The restoration work was extensive, going all the way down to the building’s substructure, with the intent that the 85-year-old building will be able to last at least another 100 years. The classic murals in the rotunda were painstakingly restored to the way they appeared when the building opened to the public in 1933. Even the classic, neon-lined clock on the front of the building was given a complete overhaul.

“This is a monumental achievement for our staff and volunteers and for the entire community” Hefner says. “Everyone who works here, and really everyone in the community, has a story about Union Terminal, either as a train station or as a museum. So to be able to restore a place with such a personal connection, and to do so in such a grand, visible, breathtaking way, is really incredible.”

During the restoration project, Amtrak had moved its waiting room and ticketing facilities to an adjacent building, but service was able to continue uninterrupted.

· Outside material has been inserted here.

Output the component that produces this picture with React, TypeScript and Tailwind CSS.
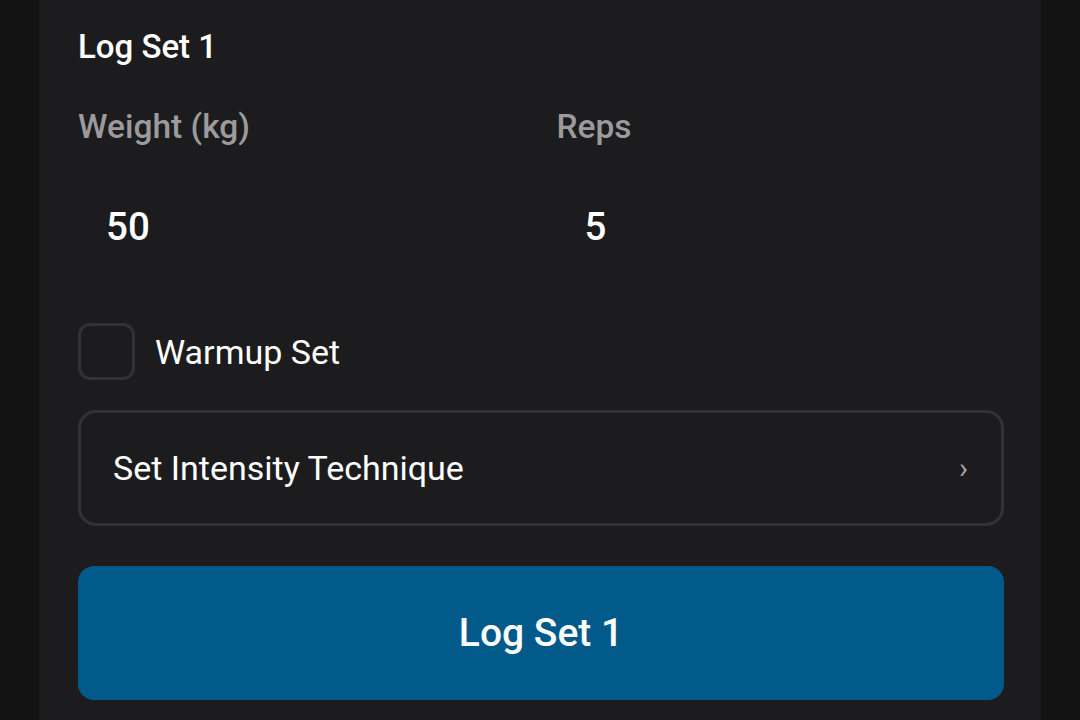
export default function App() {
    return (
        <div className="h-[720px] w-[1080px] overflow-hidden bg-[#121212]" style={{ fontFamily: 'Roboto, "Noto Sans", sans-serif' }}>
            <div className="mx-[39px] h-full bg-[#1c1c1e] pl-[39px] pr-[37px] pt-[26px]">
                <h2 className="text-[33px] font-medium leading-[42px] text-white">Log Set 1</h2>

                <div className="mt-[37px] grid grid-cols-2 gap-x-[31px]">
                    <div>
                        <label className="block text-[33.5px] font-medium leading-[44px] text-[#9b9b9d]">Weight (kg)</label>
                        <div className="mt-[48px] h-[60px] pl-[28px] text-[38.5px] font-medium leading-[60px] text-white">50</div>
                    </div>
                    <div>
                        <label className="block text-[33.5px] font-medium leading-[44px] text-[#9b9b9d]">Reps</label>
                        <div className="mt-[48px] h-[60px] pl-[28px] text-[38.5px] font-medium leading-[60px] text-white">5</div>
                    </div>
                </div>

                <label className="mt-[66px] flex items-center gap-[20px]">
                    <span className="h-[57px] w-[57px] rounded-[12px] border-[3px] border-[#323234]" />
                    <span className="text-[34px] leading-[44px] text-white">Warmup Set</span>
                </label>

                <div className="mt-[30px] flex h-[116px] items-center justify-between rounded-[18px] border-[3px] border-[#323234] pl-[32px] pr-[33px]">
                    <span className="text-[34px] leading-[44px] text-white">Set Intensity Technique</span>
                    <span className="text-[30px] leading-none text-[#a5a5a7]">›</span>
                </div>

                <button className="mt-[40px] flex h-[134px] w-full items-center justify-center rounded-[16px] bg-[#025a8a] text-[39px] font-medium text-white">
                    Log Set 1
                </button>
            </div>
        </div>
    );
}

Amtrak moved back into the Union Terminal facilities during the first week of November.

To mark the events leading up to the full public reopening on Nov. 17, Hefner says they’ll use projectors to light up the terminal’s exterior with different exhibits each evening. A large Christmas train display will open to the public Nov. 16. The display has been a tradition at the terminal since 1946.

14 thoughts on “Cincinnati Union Terminal re-opens this week after major restoration NEWSWIRE

  1. Wonder if the pipe organ from legendary builder B.F. Skinner has been moved or restored. Also the status of Tower A. Anyone?

  2. I read once that the high cost of demolishing all the reinforced concrete that went into the rotunda structure was the only thing that kept CUT standing in the 1970s. As a fan of railroads, Art Deco design, and architecture, I’m glad it survived then and glad it has received a thorough rehab now. Maybe some day I’ll get to see it in person.

  3. B&O had two model railroad layouts, an “O” gauge, and an HO gauge. Which one is now at CUT and where is the other one.? They both were fascinating with working color position light signals, triple track main lines and excellent models of the B&O steam and diesel fleet.

  4. The train display actually started at the headquarters of Cincinnati Gas and Electric located at 4th and Main in downtown Cincinnati, CG&E, later became Cinergy.. When Cinergy mergered with Duke Energy, resulting in the closure of the 4th and Main location, the display was moved to CUT. The display was constructed by the Baltimore and Ohio Railroad, and was loaned to CG&E for the Christmas display. AT some point the layout was purchased by CG&E. The layout was maintained and operated by retired employes of CG&E/Cinergy.

  5. “Overnight stop?” Such a stop is one that lets passengers spend the night at the stop and continue their journey the next day. Cincinnati is a middle of the night stop.

  6. CUT has always been one of the stations that, when I walk through the door, I am simply in awe of what a grand space it is! Cudos to the folks in the greater Cincinnati area who recognize what a gem CUT is and agreed to cover the renovation costs.

  7. GEORGE PINS My memory (from reading TRAINS-MAG) is that the footbridge spanning various passenger platforms was demolished to allow for Southern Railway intermodal trains to use the space. That left only a track (or so) adjacent to the terminal. Someone more familiar with Cinncy would need to confirm something I remember reading 35 or 40 years ago.

    I have a horrid memory of being dropped off at the poorly located Cinncy Amshack in 1975, when CUT was closed. Neither me nor the man driving had ever been to Cinncy and we had no idea where we were or where we were going. There was no internet or GPS in those days. Somehow we found the rotten place. Then I rode overnight in a day coach to Washington. Having been introduced to ex-Santa Fe and ex-Burlington luxury leg-rest coaches on Amtrak western trains in each of the previous three years, I was a bit put off.

  8. This would be really nice if there was actually some sort of reasonable passenger service at this terminal instead of the joke service it now has.

  9. Could someone familiar with the present and historical arrangements explain where the train platforms were originally, where they are for Amtrak now, and what has been demolished and what remains, other than the magnificent restored headhouse?